Trade and investment firm opens Nottingham office

Gareth Hagan

OCO Global, the trade, investment and economic development advisory firm, has opened a new office in Nottingham.

The office will help support a new multimillion-pound, five-year contract with the Department for Business & Trade (DBT) to support inward investment across the UK.

Established in Belfast over 20-years ago, OCO Global now employs over 200 people in 14 offices in cities including London, New York, Frankfurt, Dubai and Beijing. Clients include international development agencies such as the Saudi Arabia General Investment Authority and blue-chip firms including PWC, Siemens and PepsiCo.

The Nottingham office will initially include five senior analysts focusing on the DBT contract but with the intention of growing operations to provide advisory services across the Midlands, particularly in emerging industries such as clean technologies.

OCO analysts in Nottingham and Belfast are supporting a drive by DBT to attract higher value investment into the UK focusing on growth sectors such as quantum mechanics, net zero and sustainability. OCO provides potential investors with bespoke research to support their decision-making processes.

Gareth Hagan, OCO’s CEO, said: “Nottingham is our third office in the UK after Belfast and London, and we’re delighted that our new work with DBT has enabled us to expand into the Midlands.
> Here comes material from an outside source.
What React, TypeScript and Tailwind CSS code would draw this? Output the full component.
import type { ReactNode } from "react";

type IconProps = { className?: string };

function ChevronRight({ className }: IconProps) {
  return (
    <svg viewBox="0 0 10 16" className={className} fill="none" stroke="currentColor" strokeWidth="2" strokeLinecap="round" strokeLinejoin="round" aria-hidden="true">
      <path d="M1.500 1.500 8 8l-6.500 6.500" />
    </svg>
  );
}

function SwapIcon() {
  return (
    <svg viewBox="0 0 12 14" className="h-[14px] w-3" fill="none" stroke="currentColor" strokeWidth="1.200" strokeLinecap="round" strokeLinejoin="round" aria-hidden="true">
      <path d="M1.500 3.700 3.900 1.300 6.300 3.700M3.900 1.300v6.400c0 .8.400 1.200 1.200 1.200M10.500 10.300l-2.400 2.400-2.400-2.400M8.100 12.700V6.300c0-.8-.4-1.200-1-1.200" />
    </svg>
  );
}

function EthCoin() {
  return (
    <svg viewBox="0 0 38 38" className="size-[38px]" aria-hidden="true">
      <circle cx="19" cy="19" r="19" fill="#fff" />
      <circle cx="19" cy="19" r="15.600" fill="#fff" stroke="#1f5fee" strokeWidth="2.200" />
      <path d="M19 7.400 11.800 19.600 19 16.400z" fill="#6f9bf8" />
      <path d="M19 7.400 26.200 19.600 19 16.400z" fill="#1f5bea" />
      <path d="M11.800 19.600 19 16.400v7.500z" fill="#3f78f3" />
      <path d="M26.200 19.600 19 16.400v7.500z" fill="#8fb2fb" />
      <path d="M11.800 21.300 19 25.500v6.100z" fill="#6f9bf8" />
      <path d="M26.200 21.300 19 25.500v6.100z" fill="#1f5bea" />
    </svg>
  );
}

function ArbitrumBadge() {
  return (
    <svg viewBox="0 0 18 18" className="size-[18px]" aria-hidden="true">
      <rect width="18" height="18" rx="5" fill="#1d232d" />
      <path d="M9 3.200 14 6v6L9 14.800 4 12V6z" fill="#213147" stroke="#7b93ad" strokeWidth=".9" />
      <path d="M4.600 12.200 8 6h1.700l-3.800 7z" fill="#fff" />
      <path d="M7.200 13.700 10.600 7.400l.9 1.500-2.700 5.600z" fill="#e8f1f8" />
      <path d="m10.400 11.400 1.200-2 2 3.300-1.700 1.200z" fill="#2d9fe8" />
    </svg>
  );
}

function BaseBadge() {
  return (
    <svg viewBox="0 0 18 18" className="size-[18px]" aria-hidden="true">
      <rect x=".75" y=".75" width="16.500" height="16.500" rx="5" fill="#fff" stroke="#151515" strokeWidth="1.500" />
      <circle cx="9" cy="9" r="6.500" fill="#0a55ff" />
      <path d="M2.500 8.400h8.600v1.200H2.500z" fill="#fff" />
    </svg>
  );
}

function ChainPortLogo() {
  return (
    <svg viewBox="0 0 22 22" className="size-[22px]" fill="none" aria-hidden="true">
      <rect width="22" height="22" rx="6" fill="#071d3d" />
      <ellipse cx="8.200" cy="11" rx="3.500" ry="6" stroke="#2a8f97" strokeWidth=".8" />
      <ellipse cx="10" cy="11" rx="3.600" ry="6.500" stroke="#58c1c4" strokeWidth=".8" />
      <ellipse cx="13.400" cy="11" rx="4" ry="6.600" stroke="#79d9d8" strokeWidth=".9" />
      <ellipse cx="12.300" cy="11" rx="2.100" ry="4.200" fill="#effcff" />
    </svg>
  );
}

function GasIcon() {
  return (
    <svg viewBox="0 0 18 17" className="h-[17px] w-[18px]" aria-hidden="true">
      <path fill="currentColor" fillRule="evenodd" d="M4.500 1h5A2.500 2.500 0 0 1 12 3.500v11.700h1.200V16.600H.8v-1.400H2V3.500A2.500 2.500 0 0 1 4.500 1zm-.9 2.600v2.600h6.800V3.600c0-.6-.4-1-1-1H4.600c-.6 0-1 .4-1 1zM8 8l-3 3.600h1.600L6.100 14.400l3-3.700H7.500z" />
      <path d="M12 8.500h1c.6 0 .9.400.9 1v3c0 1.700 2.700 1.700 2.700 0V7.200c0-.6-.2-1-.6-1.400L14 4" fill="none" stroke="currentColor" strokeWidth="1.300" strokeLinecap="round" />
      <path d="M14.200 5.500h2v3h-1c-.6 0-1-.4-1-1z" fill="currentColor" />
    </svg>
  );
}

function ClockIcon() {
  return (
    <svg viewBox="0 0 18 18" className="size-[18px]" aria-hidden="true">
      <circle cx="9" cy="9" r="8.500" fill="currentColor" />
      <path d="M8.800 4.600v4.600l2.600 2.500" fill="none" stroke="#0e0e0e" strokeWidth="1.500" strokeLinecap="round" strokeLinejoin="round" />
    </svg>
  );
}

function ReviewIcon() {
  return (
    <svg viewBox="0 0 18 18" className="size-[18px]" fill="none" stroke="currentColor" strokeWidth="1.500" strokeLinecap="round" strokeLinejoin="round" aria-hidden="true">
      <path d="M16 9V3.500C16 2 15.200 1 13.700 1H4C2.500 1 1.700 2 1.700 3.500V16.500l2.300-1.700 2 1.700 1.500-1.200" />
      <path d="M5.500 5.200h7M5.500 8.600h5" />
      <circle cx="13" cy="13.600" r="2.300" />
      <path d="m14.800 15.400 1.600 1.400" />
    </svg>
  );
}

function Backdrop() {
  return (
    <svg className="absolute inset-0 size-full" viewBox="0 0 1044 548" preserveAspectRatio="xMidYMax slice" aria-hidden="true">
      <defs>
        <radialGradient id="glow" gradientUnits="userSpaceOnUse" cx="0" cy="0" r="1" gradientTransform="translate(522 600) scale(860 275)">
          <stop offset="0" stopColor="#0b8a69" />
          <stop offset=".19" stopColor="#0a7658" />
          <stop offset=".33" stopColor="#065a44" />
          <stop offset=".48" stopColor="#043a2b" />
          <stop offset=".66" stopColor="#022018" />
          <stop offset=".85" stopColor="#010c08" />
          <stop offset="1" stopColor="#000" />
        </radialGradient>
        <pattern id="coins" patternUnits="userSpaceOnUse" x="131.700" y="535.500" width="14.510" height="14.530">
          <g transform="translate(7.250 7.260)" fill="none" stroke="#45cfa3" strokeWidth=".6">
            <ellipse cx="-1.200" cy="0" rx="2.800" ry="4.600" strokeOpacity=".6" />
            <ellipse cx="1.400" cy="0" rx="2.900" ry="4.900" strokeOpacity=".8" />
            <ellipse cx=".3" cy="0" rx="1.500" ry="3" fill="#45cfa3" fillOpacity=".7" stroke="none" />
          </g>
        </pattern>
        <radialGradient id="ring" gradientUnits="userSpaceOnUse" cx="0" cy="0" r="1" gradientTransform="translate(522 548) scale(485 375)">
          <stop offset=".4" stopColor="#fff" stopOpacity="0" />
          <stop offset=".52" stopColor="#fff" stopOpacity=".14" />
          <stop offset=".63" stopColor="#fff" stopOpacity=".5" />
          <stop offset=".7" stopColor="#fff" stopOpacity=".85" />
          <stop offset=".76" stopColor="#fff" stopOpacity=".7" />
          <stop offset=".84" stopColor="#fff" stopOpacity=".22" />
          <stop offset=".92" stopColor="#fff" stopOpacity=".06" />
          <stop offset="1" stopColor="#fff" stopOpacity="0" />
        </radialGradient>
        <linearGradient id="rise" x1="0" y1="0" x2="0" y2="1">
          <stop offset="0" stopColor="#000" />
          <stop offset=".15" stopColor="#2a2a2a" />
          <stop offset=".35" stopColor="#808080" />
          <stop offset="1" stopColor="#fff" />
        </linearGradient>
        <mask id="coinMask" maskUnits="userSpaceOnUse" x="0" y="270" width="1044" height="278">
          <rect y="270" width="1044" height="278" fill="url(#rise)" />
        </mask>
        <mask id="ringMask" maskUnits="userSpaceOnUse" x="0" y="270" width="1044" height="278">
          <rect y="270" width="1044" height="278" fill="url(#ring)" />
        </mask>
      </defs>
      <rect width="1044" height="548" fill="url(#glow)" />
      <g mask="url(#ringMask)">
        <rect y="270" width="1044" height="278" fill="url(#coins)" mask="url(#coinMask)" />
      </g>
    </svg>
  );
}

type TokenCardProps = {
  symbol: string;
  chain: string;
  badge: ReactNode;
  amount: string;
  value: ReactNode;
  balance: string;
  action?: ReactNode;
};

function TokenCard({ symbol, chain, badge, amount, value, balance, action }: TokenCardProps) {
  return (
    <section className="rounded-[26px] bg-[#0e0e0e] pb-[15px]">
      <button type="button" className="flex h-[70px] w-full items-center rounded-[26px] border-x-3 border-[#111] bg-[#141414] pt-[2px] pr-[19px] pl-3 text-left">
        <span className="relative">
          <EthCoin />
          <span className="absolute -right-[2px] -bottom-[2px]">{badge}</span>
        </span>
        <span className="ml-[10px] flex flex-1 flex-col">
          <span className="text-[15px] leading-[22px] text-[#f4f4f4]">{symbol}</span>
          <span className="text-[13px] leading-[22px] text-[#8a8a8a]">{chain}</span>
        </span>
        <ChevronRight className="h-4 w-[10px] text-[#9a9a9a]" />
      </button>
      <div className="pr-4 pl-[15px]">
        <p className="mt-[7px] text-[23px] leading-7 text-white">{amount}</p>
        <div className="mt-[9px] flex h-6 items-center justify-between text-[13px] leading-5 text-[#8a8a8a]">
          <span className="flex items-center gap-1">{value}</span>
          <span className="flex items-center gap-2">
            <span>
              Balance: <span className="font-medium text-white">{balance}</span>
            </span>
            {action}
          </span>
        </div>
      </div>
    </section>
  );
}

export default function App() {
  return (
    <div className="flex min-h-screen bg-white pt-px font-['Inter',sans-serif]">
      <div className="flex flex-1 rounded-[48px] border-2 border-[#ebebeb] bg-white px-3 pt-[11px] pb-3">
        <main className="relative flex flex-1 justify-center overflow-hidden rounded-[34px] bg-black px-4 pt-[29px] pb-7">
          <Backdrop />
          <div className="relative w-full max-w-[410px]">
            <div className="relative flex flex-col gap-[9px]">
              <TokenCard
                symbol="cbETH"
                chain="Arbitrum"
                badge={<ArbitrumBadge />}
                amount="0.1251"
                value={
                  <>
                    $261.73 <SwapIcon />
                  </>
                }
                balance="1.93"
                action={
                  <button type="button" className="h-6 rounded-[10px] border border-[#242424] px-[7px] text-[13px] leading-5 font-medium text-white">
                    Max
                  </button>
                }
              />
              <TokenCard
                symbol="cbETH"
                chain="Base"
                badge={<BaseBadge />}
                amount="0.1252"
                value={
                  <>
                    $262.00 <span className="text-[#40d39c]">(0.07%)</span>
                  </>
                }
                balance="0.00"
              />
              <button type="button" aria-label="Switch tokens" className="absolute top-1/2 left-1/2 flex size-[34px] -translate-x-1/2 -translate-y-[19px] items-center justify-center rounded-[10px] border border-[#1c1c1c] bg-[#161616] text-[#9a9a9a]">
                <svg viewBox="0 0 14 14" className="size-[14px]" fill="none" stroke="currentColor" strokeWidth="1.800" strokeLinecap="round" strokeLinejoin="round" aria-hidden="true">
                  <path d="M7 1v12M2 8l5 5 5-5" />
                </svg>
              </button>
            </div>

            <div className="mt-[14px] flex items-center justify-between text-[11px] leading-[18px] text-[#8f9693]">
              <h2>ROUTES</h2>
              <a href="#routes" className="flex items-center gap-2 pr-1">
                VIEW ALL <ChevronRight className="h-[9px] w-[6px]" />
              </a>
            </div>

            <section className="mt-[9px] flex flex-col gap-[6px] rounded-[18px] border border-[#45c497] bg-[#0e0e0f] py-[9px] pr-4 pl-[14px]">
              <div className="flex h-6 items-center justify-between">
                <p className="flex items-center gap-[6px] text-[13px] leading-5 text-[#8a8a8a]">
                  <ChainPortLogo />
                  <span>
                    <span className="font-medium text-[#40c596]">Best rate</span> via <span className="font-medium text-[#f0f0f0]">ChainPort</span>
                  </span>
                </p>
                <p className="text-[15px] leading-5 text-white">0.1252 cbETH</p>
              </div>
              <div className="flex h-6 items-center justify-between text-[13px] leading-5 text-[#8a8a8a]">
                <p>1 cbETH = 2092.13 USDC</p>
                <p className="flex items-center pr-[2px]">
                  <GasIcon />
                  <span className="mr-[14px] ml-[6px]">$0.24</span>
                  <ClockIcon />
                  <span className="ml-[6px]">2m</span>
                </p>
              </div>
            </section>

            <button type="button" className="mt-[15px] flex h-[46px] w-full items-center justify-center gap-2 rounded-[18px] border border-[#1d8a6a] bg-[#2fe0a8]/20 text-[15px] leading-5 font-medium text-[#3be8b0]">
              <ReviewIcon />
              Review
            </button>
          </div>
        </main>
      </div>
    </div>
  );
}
“The city has an excellent university base and available talent, and we believe there are wider economic opportunities in the Midlands. The region has one of the UK’s most dynamic manufacturing bases with strengths in Digital Content, Life Sciences and Clean Technologies.
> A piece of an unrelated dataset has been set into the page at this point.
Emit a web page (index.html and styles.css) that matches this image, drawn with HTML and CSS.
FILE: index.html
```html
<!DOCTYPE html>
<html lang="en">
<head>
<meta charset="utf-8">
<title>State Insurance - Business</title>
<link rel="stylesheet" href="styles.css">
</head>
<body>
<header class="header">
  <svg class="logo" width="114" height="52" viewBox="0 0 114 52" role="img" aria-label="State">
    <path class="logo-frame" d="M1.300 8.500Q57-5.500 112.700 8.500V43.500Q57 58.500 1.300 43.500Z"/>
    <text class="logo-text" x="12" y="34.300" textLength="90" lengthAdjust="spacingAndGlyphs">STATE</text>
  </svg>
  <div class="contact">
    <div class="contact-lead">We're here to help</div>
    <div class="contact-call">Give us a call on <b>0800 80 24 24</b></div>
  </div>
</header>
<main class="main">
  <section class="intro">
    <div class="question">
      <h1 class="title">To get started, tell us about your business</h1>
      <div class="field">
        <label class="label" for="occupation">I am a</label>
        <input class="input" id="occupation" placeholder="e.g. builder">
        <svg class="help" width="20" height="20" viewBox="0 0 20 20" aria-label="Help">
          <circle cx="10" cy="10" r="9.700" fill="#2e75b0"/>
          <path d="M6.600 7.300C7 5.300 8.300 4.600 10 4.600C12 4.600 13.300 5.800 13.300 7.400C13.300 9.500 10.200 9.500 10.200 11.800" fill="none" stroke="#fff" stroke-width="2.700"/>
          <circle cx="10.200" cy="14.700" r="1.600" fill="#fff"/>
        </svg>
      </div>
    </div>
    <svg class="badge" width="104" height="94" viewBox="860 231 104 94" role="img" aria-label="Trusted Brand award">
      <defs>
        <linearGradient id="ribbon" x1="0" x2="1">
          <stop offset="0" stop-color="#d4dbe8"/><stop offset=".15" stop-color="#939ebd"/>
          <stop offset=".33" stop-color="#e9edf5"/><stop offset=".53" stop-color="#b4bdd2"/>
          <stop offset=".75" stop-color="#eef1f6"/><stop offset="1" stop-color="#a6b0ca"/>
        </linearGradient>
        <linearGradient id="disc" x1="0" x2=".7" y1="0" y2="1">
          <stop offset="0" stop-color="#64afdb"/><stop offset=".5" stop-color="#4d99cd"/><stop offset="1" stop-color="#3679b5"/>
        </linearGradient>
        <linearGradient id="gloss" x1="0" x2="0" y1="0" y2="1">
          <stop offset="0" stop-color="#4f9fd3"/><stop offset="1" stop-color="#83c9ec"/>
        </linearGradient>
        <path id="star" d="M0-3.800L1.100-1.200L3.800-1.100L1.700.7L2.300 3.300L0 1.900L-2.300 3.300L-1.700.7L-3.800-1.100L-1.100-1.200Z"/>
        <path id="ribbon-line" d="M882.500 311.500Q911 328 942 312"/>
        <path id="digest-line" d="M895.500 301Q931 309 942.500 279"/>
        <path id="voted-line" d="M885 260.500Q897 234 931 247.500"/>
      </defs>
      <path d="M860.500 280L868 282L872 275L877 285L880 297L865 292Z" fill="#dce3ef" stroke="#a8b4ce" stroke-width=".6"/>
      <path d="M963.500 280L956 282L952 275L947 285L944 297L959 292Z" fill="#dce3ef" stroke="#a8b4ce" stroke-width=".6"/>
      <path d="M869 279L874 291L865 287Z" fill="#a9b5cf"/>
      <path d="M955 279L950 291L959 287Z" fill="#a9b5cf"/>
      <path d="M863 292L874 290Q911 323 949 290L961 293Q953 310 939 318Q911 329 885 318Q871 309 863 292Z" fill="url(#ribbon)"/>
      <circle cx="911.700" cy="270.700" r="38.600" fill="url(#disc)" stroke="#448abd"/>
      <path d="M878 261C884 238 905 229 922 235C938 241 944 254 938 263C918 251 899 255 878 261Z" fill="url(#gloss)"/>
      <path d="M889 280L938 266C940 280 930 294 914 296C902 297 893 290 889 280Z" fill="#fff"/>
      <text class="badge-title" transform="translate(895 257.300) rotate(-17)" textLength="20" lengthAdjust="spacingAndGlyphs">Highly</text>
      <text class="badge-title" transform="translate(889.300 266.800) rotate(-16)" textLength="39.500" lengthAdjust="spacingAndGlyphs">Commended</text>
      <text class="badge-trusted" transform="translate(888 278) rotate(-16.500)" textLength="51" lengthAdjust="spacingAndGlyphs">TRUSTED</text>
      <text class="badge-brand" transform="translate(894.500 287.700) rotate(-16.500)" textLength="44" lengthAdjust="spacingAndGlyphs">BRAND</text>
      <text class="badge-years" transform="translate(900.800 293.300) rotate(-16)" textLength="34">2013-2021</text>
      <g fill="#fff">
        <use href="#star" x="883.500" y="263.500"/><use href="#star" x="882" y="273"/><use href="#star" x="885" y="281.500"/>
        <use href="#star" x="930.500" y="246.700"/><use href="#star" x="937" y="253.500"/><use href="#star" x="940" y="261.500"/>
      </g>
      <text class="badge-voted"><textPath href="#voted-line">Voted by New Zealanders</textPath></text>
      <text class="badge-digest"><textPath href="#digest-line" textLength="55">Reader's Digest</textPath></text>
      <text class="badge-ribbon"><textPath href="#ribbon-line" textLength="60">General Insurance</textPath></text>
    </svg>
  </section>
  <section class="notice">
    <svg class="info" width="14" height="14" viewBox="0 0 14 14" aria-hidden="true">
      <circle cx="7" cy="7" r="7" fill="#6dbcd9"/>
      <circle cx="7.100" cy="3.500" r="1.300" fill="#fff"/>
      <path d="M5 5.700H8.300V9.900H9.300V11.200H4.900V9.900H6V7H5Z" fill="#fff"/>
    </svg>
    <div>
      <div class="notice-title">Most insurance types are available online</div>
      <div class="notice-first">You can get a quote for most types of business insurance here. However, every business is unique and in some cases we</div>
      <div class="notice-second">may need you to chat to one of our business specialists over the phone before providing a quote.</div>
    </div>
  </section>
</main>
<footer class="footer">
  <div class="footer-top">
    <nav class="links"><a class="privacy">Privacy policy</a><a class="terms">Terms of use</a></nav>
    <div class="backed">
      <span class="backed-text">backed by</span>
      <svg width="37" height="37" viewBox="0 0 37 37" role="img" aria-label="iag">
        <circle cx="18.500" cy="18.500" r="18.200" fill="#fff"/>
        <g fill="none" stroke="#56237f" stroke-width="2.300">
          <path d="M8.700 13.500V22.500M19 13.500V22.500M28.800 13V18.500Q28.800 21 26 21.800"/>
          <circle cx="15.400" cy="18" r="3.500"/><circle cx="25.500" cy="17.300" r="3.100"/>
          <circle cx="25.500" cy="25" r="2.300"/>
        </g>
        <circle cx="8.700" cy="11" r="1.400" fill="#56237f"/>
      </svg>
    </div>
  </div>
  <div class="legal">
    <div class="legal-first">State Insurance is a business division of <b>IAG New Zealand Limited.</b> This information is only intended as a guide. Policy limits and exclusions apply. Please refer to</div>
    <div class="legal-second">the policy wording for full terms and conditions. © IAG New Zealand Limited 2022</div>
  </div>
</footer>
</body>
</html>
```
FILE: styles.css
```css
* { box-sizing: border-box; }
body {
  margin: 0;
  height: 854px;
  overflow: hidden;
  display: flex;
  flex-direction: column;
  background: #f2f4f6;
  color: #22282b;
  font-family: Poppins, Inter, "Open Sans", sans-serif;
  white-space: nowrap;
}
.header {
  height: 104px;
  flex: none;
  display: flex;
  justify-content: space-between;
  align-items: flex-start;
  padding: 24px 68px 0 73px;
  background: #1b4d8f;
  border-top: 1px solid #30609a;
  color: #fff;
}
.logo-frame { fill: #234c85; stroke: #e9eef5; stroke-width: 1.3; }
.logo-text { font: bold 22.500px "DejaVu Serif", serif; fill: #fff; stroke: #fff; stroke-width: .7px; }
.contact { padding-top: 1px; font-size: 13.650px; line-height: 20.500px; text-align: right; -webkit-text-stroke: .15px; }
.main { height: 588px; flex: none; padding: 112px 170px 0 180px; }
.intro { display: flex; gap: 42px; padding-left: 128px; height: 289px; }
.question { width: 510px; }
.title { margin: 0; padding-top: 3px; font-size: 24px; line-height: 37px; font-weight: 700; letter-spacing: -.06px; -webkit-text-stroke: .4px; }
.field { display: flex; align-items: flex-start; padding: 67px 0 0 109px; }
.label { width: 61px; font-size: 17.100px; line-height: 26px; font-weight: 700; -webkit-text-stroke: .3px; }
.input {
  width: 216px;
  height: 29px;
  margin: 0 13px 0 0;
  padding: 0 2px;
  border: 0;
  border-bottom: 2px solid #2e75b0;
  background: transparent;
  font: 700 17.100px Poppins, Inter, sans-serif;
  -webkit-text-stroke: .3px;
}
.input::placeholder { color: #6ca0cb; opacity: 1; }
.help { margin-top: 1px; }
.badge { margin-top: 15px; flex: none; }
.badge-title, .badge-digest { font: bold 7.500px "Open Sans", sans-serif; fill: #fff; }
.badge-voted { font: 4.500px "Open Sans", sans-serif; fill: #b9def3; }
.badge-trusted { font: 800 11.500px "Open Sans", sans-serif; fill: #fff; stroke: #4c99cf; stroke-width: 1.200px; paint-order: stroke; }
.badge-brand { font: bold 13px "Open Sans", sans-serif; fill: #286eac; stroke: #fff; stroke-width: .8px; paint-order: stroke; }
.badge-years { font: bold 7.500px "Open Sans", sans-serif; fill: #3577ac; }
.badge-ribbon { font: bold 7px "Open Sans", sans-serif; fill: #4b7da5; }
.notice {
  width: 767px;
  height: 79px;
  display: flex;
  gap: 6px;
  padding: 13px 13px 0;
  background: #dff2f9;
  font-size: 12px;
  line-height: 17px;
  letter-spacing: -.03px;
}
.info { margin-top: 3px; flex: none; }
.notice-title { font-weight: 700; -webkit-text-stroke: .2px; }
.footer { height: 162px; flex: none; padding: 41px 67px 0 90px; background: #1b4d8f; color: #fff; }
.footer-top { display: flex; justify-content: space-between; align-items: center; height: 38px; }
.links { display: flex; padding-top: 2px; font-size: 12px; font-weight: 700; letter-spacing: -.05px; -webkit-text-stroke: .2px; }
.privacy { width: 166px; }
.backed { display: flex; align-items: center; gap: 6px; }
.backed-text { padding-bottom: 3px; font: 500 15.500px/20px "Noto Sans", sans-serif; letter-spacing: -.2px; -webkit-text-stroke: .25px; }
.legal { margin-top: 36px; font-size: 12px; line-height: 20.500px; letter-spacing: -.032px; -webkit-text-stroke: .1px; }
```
“OCO offers firms advice on international market opportunities and we see a long-term opportunity to grow this side of our business in Great Britain.”

Earlier this year a survey of 74 investment promotion agencies across OCO’s international client base found that 75% had developed specific strategies to attract quality rather than quantity FDI projects.

Quality includes projects centred on innovative technology, better qualified jobs and those based in strategically important sectors such as energy and digital. Of the ten largest FDI greenfield projects announced in 2022, six related to renewable energy and three centred on semiconductor manufacturing.

Richard Platts, OCO’s products & proposition manager in Nottingham, said: “Geo-political events in Ukraine and China, and the impact of Covid-19 on national finances have put immense pressures on supply chains and talent retention. As a result, competition for inward investment has never been stronger and Governments have reacted by targeting projects which offer quality rather than quantity.

“OCO has been working with DBT for over 12 years and in that time we’ve been involved in some of the UK’s largest inward investment projects. Quality inward investment projects require increasingly complex support and our Nottingham analysts will provide DBT and potential investors with bespoke, high-end research.

“OCO’s expansion into Nottingham is a vote of confidence in the region and a good demonstration of levelling-up in action.”